This comes out at about 63 percent – but working on caught weight versus exported weight is not accurate. Fish is gutted and often filleted before export, so it is impossible to match the caught weight up with export data. Sanford’s 2025 annual report says about 82 percent of its sale value is from exports.
Where our seafood goes has shifted over time. In the 1990s, Japan, Australia and the United States were the biggest buyers of our seafood, but by 2011 China emerged as the top buyer. Its spending peaked in 2022 at $709m but by 2025 dropped to $594m.
Seafood exports earned $2b in 2024 and 2025. The biggest single export earner was live rock lobster – China bought $290m worth of them.
Crayfish might not be on everyone’s lunch menu, but rock lobster has been New Zealand seafood’s biggest export earner since 2017 with around 2500 tonnes exported each year, earning between $266m and $392m. Export volumes hit a record 2700 tonnes in 2025.
Despite high-profile controversy about global beverage giants bottling our water, exported New Zealand water actually represents a small proportion compared to what’s sold locally.
An exact figure for local sales is hard to come by, but 2018 information published on the Ministry for the Environment’s website suggests only 17 percent is exported.
Bottling companies pay resource consent fees, but do not pay for the water itself. This can mean they pay less for water than residential rate payers.
In 2020 China was the biggest buyer, but since 2022 the US has taken top position.
Despite abundant water here, Kiwis still pay for water from other countries. In 2025 more than 3 million litres was imported, including 1m litres from Italy and nearly 300,000 litres from Fiji.
Stay tuned for Friday’s story, where we take a look at who we’re sharing our dinner with and dive into beef, sheep, onion and wine exports.
Where the data came from
Apples: New Zealand Apple and Pears and StatsNZ trade data items with a harmonised system description containing “Fruit, edible; apples”.
Avocados: New Zealand Avocado and StatsNZ trade data items with a harmonised system description containing “Fruit, edible; avocados, fresh”.
Seafood: Various sources and StatsNZ trade data for items with a harmonised system code between 301910000 to 308909000.

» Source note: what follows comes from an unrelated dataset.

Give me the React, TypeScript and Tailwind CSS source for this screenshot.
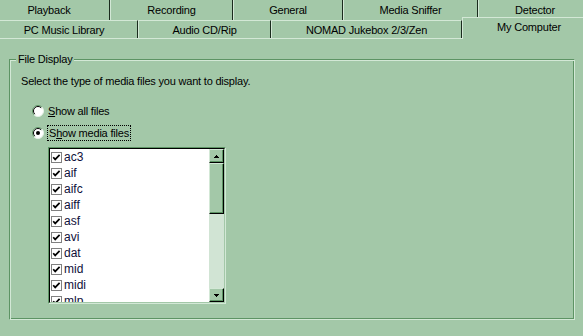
import React from "react";

const row1 = [
  { label: "Playback", w: "w-[110px]", pad: "pr-[11px]" },
  { label: "Recording", w: "w-[123px]", pad: "" },
  { label: "General", w: "w-[110px]", pad: "" },
  { label: "Media Sniffer", w: "w-[135px]", pad: "" },
  { label: "Detector", w: "w-[114px]", pad: "" },
];

const row2 = [
  { label: "PC Music Library", w: "w-[138px]", pad: "pr-[9px]" },
  { label: "Audio CD/Rip", w: "w-[133px]", pad: "" },
  { label: "NOMAD Jukebox 2/3/Zen", w: "w-[191px]", pad: "" },
];

const fileTypes = ["ac3", "aif", "aifc", "aiff", "asf", "avi", "dat", "mid", "midi", "mlp"];

function Radio({ checked }: { checked?: boolean }) {
  return (
    <svg width="12" height="12" viewBox="0 0 12 12" className="shrink-0">
      <circle cx="6" cy="6" r="5.5" fill="#fff" />
      <path d="M2.1 9.9A5.5 5.5 0 0 1 9.9 2.1" fill="none" stroke="#5d9464" />
      <path d="M2.8 9.2A4.5 4.5 0 0 1 9.2 2.8" fill="none" stroke="#000" />
      <path d="M9.9 2.1A5.5 5.5 0 0 1 2.1 9.9" fill="none" stroke="#e6f2e8" />
      {checked && <circle cx="6" cy="6" r="2" fill="#000" />}
    </svg>
  );
}

function CheckBox() {
  return (
    <svg width="11" height="11" viewBox="0 0 11 11" className="shrink-0">
      <rect x="0.5" y="0.5" width="10" height="10" fill="#fff" stroke="#808080" />
      <path d="M2.2 5.2L4.2 7.4L8.6 2.8" fill="none" stroke="#000" strokeWidth="1.7" />
    </svg>
  );
}

function ScrollButton({ dir }: { dir: "up" | "down" }) {
  return (
    <div className="h-[14px] shrink-0 flex items-center justify-center border border-t-[#d3e8d6] border-l-[#d3e8d6] border-r-black border-b-black bg-[#a3c8a8] shadow-[inset_-1px_-1px_0_#5d9464]">
      <svg width="5" height="3" viewBox="0 0 5 3" shapeRendering="crispEdges">
        {dir === "up" ? (
          <polygon points="2.5,0 5,3 0,3" fill="#000" />
        ) : (
          <polygon points="0,0 5,0 2.5,3" fill="#000" />
        )}
      </svg>
    </div>
  );
}

export default function App() {
  return (
    <div className="w-[583px] h-[336px] overflow-hidden bg-[#a3c8a8] text-black text-[11px] leading-[13px] tracking-[-0.2px] font-['Liberation_Sans',Arial,sans-serif]">
      {/* Tab strip, back row */}
      <div className="flex h-[20px]">
        {row1.map((t, i) => (
          <div
            key={t.label}
            className={`${t.w} ${t.pad} shrink-0 h-full flex justify-center pt-[4px] border-r border-r-[#1a2b1d] ${i > 0 ? "border-l border-l-[#d3e8d6]" : ""}`}
          >
            {t.label}
          </div>
        ))}
      </div>

      {/* Tab strip, front row */}
      <div className="flex items-start h-[18px]">
        {row2.map((t, i) => (
          <div
            key={t.label}
            className={`${t.w} ${t.pad} shrink-0 h-[18px] flex justify-center pt-[3px] border-t border-t-[#d3e8d6] border-r border-r-[#1a2b1d] ${i > 0 ? "border-l border-l-[#d3e8d6]" : ""}`}
          >
            {t.label}
          </div>
        ))}
        <div className="relative z-10 w-[133px] shrink-0 h-[22px] -mt-[3px] flex justify-center pt-[3px] bg-[#a3c8a8] border-t border-l border-t-[#d3e8d6] border-l-[#d3e8d6]">
          My Computer
        </div>
      </div>
      <div className="h-px bg-[#d3e8d6]" />

      {/* Group box */}
      <fieldset className="mt-[14px] ml-[9px] w-[566px] pl-[6px] pb-[15px] border border-t-[#5d9464] border-l-[#5d9464] border-r-[#d3e8d6] border-b-[#d3e8d6] shadow-[inset_1px_1px_0_#d3e8d6,inset_-1px_-1px_0_#5d9464]">
        <legend className="px-[2px] leading-[13px] bg-[#a3c8a8]">File Display</legend>

        <div className="mt-[9px] ml-[5px]">Select the type of media files you want to display.</div>

        <div className="mt-[17px] ml-[16px] flex items-center h-[12px] gap-[4px]">
          <Radio />
          <span>
            <span className="underline">S</span>how all files
          </span>
        </div>

        <div className="mt-[10px] ml-[16px] flex items-center h-[12px] gap-[3px]">
          <Radio checked />
          <span className="border border-dotted border-black px-px leading-[14px]">
            S<span className="underline">h</span>ow media files
          </span>
        </div>

        {/* List box */}
        <div className="mt-[8px] ml-[32px] w-[178px] h-[157px] border border-t-[#5d9464] border-l-[#5d9464] border-r-[#d3e8d6] border-b-[#d3e8d6]">
          <div className="flex h-full border border-t-black border-l-black border-r-[#a3c8a8] border-b-[#a3c8a8]">
            <div className="flex-1 bg-white overflow-hidden">
              {fileTypes.map((f) => (
                <div key={f} className="h-[16px] flex items-center pl-px gap-[2px] text-[#10103a] text-[12px] tracking-normal">
                  <CheckBox />
                  <span>{f}</span>
                </div>
              ))}
            </div>
            <div className="w-[15px] flex flex-col bg-[#d1e4d4]">
              <ScrollButton dir="up" />
              <div className="h-[51px] shrink-0 border border-t-[#d3e8d6] border-l-[#d3e8d6] border-r-black border-b-black bg-[#a3c8a8] shadow-[inset_-1px_-1px_0_#5d9464]" />
              <div className="flex-1" />
              <ScrollButton dir="down" />
            </div>
          </div>
        </div>
      </fieldset>
    </div>
  );
}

Water: Ministry for the Environment and StatsNZ trade data items with the following harmonised system descriptions: “Waters; mineral and aerated, including natural or artificial, (not containing added sugar or other sweetening matter nor flavoured), other than in metal containers”, Waters; other than mineral and aerated, (not containing added sugar or other sweetening matter nor flavoured), ice and snow, other than in metal containers” , “Waters; mineral and aerated, including natural or artificial, (not containing added sugar or other sweetening matter nor flavoured), in metal containers”, “Waters; other than mineral and aerated, (not containing added sugar or other sweetening matter nor flavoured), ice and snow, in metal aerosol containers, not containing chlorofluorocarbons” , “Waters; other than mineral and aerated, (not containing added sugar or other sweetening matter nor flavoured), ice and snow, in metal containers, not aerosol”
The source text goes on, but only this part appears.